Montessori Approach
Exercises of Practical Life
Dr. Maria Montessori founded the Montessori Method in Italy in the early 1900s, and her scientific approach to education was shaped around the individual needs of the child. Her goal was to develop the child, and their whole personality through a system that is focused on spontaneous use of the human intellect.
Built on three primary principles - observation, individual liberty, and preparation of the environment - it designed an environment children could freely choose from a number of developmentally appropriate activities.
The method is focused on the role of childhood in the formation of adults; she is a formidable progenitor of so much of today's thought concerning early childhood education. Her educational views have been very influential in the development of today's preschools, daycares, and philosophies of early learning.
For Montessori, education is integral to the growth of the child. At the same time, it's important to note that the philosophy is not restricted to education.
It isn't easy to spot the teacher in the classroom. There's no grown-up at the front spouting facts. But if you look closely, you'll notice someone moving among the students, gently making suggestions, helping children to teach themselves.
This is the heart of what Dr.

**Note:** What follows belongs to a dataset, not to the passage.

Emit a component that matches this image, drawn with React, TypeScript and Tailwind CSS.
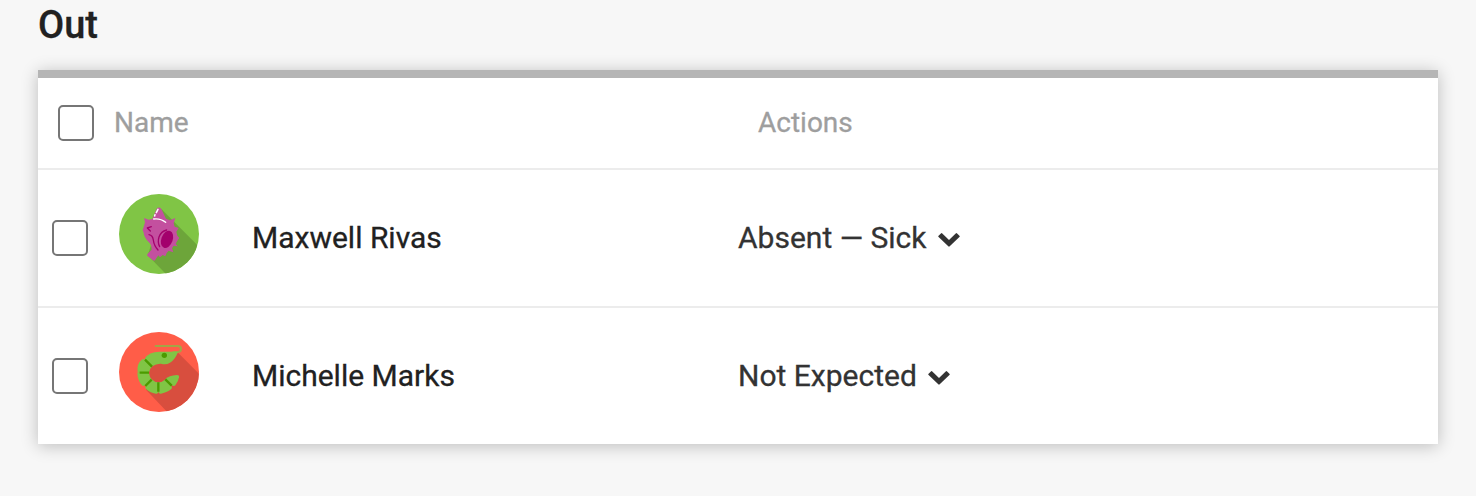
import React from "react";

function Checkbox({ label }: { label: string }) {
  return (
    <button
      role="checkbox"
      aria-checked="false"
      aria-label={label}
      className="block size-9 shrink-0 rounded-[5px] border-2 border-[#767676] bg-white"
    />
  );
}

function Chevron() {
  return (
    <svg viewBox="0 0 22 15" className="mt-1 h-[15px] w-[22px] shrink-0" fill="#333">
      <path d="M.6 3.7 2.9 1.4q.7-.7 1.4 0L11 8l6.7-6.6q.7-.7 1.4 0l2.3 2.3q.7.7 0 1.4l-9.7 9.2q-.7.7-1.4 0L.6 5.1q-.7-.7 0-1.4Z" />
    </svg>
  );
}

function ShellAvatar() {
  return (
    <svg viewBox="27 27 240 240" className="size-20 shrink-0">
      <defs>
        <clipPath id="shell-disc">
          <circle cx="147" cy="147" r="120" />
        </clipPath>
      </defs>
      <g clipPath="url(#shell-disc)">
        <rect x="27" y="27" width="240" height="240" fill="#80c545" />
        <path d="M154 72 300 218 300 300 200 300 113 211 130 160Z" fill="#6da53a" />
      </g>
      <path
        d="M140 71Q147 64 154 72L168 101 180 106 196 99 191 115 194 125 206 129 199 140 202 152 208 159 202 167 197 176 203 184 191 182 186 190 190 202 176 197 170 204 166 214 158 210 150 217 145 211 136 224Q133 229 128 225L113 213Q110 210 113 206L125 194Q125 179 116 171 102 157 101 143L98 135 101 126 105 112 102 99 116 104 127 102Z"
        fill="#c3509f"
      />
      <path d="M131 102Q151 99 167 112" fill="none" stroke="#fff" strokeWidth="4" strokeLinecap="round" />
      <path d="m144 73-5 10M135 89l-1 4" fill="none" stroke="#fff" strokeWidth="4.5" strokeLinecap="round" />
      <ellipse cx="171" cy="163" rx="17" ry="27" transform="rotate(20 171 163)" fill="#a3006c" />
      <path
        d="M170 135Q153 139 147 156 142 172 149 185M124 125 112 129 121 138M117 149Q128 151 130 165 132 182 144 195"
        fill="none"
        stroke="#a3006c"
        strokeWidth="4"
        strokeLinecap="round"
        strokeLinejoin="round"
      />
    </svg>
  );
}

function ShrimpAvatar() {
  return (
    <svg viewBox="27 27 240 240" className="size-20 shrink-0">
      <defs>
        <clipPath id="shrimp-disc">
          <circle cx="147" cy="147" r="120" />
        </clipPath>
      </defs>
      <g clipPath="url(#shrimp-disc)">
        <rect x="27" y="27" width="240" height="240" fill="#ff5d48" />
        <path d="M205 90 300 185 300 300 203 300 108 200 108 130 150 110Z" fill="#d84e3e" />
      </g>
      <path d="M137 69H204Q213 69 213 78T203 87H190" fill="none" stroke="#a3a545" strokeWidth="6.5" strokeLinecap="round" />
      <path
        d="M104 107Q116 86 149 86H204Q197 108 180 119 168 127 153 122 139 121 127 130Z"
        fill="#80c545"
      />
      <g fill="#80c545">
        <path d="M103 109 127 130Q118 138 117 149H83Q79 122 97 109 100 107 103 109Z" />
        <path d="M82 149H117Q118 161 126 170L102 188Q99 190 96 187 83 173 82 149Z" />
        <path d="M125 169Q134 178 145 178V208Q143 213 138 212 119 209 107 197 104 193 107 190Z" />
        <path d="M145 178Q157 178 167 169L185 191Q188 194 184 198 173 208 153 212 147 213 145 207Z" />
        <path d="M166 169Q176 157 201 156 208 156 207 163 205 176 196 187 192 191 188 188Z" />
      </g>
      <path
        d="M105 110 126 131M89 149H117M125 170 106 189M145 178V206M166 169 185 188"
        fill="none"
        stroke="#4b9b00"
        strokeWidth="7"
      />
      <circle cx="163" cy="97" r="8" fill="#4b9b00" />
    </svg>
  );
}

const people = [
  { name: "Maxwell Rivas", status: "Absent — Sick", Avatar: ShellAvatar },
  { name: "Michelle Marks", status: "Not Expected", Avatar: ShrimpAvatar },
];

export default function App() {
  return (
    <main className="h-[496px] overflow-hidden bg-[#f7f7f7] px-[38px] font-['Roboto',sans-serif] text-[#212121] [-webkit-text-stroke:0.3px]">
      <h2 className="h-[70px] pt-[5px] text-[38px] leading-10 font-medium">Out</h2>
      <section className="border-t-8 border-[#b5b5b5] bg-white shadow-[0_2px_16px_rgba(0,0,0,0.24)]">
        <header className="flex h-[92px] items-center border-b-2 border-[#ececec] pl-5 text-[28px] text-[#9e9e9e]">
          <Checkbox label="Select all" />
          <span className="ml-5 w-[644px]">Name</span>
          <span>Actions</span>
        </header>
        {people.map(({ name, status, Avatar }) => (
          <div
            key={name}
            className="flex h-[138px] items-center border-b-2 border-[#ececec] pl-3.5 text-[30px] last:h-[136px] last:border-b-0"
          >
            <Checkbox label={`Select ${name}`} />
            <div className="mb-2 ml-[31px]">
              <Avatar />
            </div>
            <span className="mb-0.5 ml-[53px] w-[486px]">{name}</span>
            <button className="mb-0.5 flex items-center gap-[11px] text-[#333]">
              {status}
              <Chevron />
            </button>
          </div>
        ))}
      </section>
    </main>
  );
}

Montessori believed – that another could teach no human being; that you must learn for yourself or it won't mean a thing. In the classroom, children get up and move around and let curiosity be their guide. What a novel approach!

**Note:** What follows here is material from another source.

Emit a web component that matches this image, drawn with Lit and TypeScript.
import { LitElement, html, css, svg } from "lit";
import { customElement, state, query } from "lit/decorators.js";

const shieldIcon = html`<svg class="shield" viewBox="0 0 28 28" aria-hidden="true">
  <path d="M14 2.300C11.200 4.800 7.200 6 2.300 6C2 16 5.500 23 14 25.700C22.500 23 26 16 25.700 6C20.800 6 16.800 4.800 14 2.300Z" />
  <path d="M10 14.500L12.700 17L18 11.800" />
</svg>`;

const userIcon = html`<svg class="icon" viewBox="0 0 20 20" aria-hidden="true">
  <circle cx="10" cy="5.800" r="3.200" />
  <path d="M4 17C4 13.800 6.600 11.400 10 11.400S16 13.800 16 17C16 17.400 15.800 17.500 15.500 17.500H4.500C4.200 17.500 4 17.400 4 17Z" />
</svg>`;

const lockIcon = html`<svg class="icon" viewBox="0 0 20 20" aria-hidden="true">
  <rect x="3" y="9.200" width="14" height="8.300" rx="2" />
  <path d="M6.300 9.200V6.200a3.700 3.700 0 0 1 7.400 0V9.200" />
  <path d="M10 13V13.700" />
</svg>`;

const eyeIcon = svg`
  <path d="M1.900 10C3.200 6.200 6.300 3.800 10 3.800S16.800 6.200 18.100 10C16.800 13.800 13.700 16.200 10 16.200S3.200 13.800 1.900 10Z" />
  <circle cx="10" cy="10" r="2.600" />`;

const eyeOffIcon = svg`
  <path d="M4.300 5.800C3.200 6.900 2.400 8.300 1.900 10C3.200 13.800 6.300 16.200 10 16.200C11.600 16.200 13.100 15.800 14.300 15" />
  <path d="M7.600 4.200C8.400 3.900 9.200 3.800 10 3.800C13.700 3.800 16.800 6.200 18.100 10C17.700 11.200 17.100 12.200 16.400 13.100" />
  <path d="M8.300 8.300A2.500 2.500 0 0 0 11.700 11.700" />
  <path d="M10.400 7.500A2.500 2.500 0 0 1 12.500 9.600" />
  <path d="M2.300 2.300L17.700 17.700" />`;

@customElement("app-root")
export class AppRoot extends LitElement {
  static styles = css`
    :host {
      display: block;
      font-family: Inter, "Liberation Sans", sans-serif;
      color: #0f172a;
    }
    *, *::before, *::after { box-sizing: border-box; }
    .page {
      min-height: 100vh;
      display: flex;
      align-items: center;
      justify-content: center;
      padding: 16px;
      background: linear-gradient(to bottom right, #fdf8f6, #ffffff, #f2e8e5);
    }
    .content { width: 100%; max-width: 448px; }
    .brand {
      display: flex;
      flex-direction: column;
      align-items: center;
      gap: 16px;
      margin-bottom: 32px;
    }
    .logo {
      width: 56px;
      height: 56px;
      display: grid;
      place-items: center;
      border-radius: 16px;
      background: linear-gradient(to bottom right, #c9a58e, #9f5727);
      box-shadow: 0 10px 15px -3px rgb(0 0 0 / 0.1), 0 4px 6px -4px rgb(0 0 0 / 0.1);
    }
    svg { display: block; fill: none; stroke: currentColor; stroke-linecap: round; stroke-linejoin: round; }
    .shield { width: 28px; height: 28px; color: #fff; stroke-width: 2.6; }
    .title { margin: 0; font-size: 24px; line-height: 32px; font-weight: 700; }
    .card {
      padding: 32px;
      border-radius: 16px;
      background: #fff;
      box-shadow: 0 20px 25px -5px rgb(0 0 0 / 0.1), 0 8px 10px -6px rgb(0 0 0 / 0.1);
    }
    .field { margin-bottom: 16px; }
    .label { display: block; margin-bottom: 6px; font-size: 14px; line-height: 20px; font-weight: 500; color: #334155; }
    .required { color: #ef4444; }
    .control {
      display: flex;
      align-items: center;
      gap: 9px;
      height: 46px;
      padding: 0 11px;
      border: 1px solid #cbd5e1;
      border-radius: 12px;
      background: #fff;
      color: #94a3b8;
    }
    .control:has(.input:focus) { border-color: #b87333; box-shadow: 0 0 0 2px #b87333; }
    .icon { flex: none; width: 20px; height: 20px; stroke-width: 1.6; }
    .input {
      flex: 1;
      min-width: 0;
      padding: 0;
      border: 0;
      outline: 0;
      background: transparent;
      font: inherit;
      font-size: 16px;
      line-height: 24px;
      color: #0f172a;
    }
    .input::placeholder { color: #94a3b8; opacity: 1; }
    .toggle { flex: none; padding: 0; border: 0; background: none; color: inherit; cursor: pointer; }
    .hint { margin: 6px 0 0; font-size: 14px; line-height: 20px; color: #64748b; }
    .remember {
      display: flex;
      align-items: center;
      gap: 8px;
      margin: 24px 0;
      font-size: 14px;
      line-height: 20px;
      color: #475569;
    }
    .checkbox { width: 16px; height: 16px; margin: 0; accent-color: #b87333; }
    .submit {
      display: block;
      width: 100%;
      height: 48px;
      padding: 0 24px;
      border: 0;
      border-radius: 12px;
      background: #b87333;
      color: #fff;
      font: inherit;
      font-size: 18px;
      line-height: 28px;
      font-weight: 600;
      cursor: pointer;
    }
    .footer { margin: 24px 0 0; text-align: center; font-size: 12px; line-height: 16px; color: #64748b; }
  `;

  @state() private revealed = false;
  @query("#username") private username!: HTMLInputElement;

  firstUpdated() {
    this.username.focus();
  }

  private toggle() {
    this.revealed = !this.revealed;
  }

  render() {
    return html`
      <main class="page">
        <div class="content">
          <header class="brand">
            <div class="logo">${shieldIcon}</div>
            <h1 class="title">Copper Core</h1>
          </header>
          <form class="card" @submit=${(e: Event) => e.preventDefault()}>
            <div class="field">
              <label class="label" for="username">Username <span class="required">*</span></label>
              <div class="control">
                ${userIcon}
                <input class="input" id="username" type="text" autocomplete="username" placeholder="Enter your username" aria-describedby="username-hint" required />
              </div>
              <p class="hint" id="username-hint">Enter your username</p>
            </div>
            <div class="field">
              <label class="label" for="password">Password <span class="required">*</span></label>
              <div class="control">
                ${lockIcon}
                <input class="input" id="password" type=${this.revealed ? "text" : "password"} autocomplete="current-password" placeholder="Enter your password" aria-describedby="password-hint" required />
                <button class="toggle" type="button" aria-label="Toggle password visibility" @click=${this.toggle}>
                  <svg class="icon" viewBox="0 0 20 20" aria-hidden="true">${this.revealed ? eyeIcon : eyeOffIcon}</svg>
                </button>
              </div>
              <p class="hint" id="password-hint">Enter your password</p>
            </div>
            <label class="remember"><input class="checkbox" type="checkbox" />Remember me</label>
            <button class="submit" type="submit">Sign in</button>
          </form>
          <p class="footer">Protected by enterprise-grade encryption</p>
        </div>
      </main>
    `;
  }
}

And because she believed “the hand is the chief teacher of the brain”, students most often learn by touch – by handling specially designed materials such as golden math beads, sandpaper letters, and wooden maps of the world. The teacher's job is to show children how to use these materials – then leave them to learn independently.
From watching how effortlessly a child learns to speak, or walk, Montessori concluded that a young child's mind is like a sponge – she called it “the absorbent mind”. And because it is so absorbent, she called the first six years "the most important period of life; the time when intelligence, man's greatest tool, is being formed".
As a result, classrooms often expose children to challenging concepts, earlier than the public-school system does. And they seem to grasp such concepts with the help of special materials. It is through such creative elements of the classroom that the gifted Italian educator continues to promote “the excitement of learning” in new generations of children.
The Montessori Method
Teaching focuses on the child's experience, characterized by self-directed activity, where the teacher's role is more observational than what might be considered traditional or typical.
The teacher is sometimes called a guide in the Montessori philosophy. The environment is adapted to the child and his or her development. Seatwork, as you'd find in your typical public school classroom, plays a less significant role in favor of physical activity and interaction. Emphasis on how students learn is placed on all five senses, not just listening, watching, or reading, like students in a traditional-style classroom, may learn.
Children, from preschool on up, learn at their own pace and how they wish to learn – teachers do not guide students to learn certain things but allow students to make the choices themselves with added support.
How the Montessori Method Work?
The Montessori Method is characterized by providing a prepared environment: tidy, pleasing in appearance, simple and real, where each element exists for a reason in order to help in the development of the child. A Montessori classroom integrates children of mixed ages that are grouped in periods of 3 years
Education of the senses
Dr. Montessori categorized the sensorial exercises into eight groups: Visual, Tactile, Baric, Thermic, Auditory, Olfactory, Gustatory and Stereognostic. Through the use of Sensorial materials children learn to classify things around them by texture, shape, size, colour, loudness, softness, weight and temperature.
Senses are exercised in isolation by use of blindfold or closing their eyes. Sensory impressions and muscular memory are developed through these, and other activities/experiences in both the indoor and outdoor learning environments. Many of the Sensorial materials are mathematical in nature and are indirectly preparing children for learning in mathematics – such as geometry, size and volume, and the binomial algebraic formula.
Language
Montessori Language exercises help to build vocabulary, internalize the formation of lower-case letters through use of their tactile sense, phonological awareness, build words using a moveable wooden alphabet, and finally writing with a pencil and reading. Practical Life exercises indirectly prepare the child for writing – strengthening their pincer grasp for later pencil grip, and developing muscular memory in later letter formation.
Culture
Through exercises of Geography and Culture the child learns about themselves in relation to the world. Children learn about the earth and space, the elements, and about countries, rituals, celebrations, music, art, food and language. At River Heights Early Learning Centre families are encouraged to participate in our cultural explorations by lending your time and/or your family's own cultural artifacts to help us learn about and celebrate each other.
Science & workshop
Dr. Montessori believed that children are scientists wanting to explore and learn everything about their world. Exercises in zoology, botany and physics provoke children to ask questions and conduct experiments; encouraging a sense of wonder at the grandeur of the universe, and the miracle of life in nurturing a plant's growth from a seed.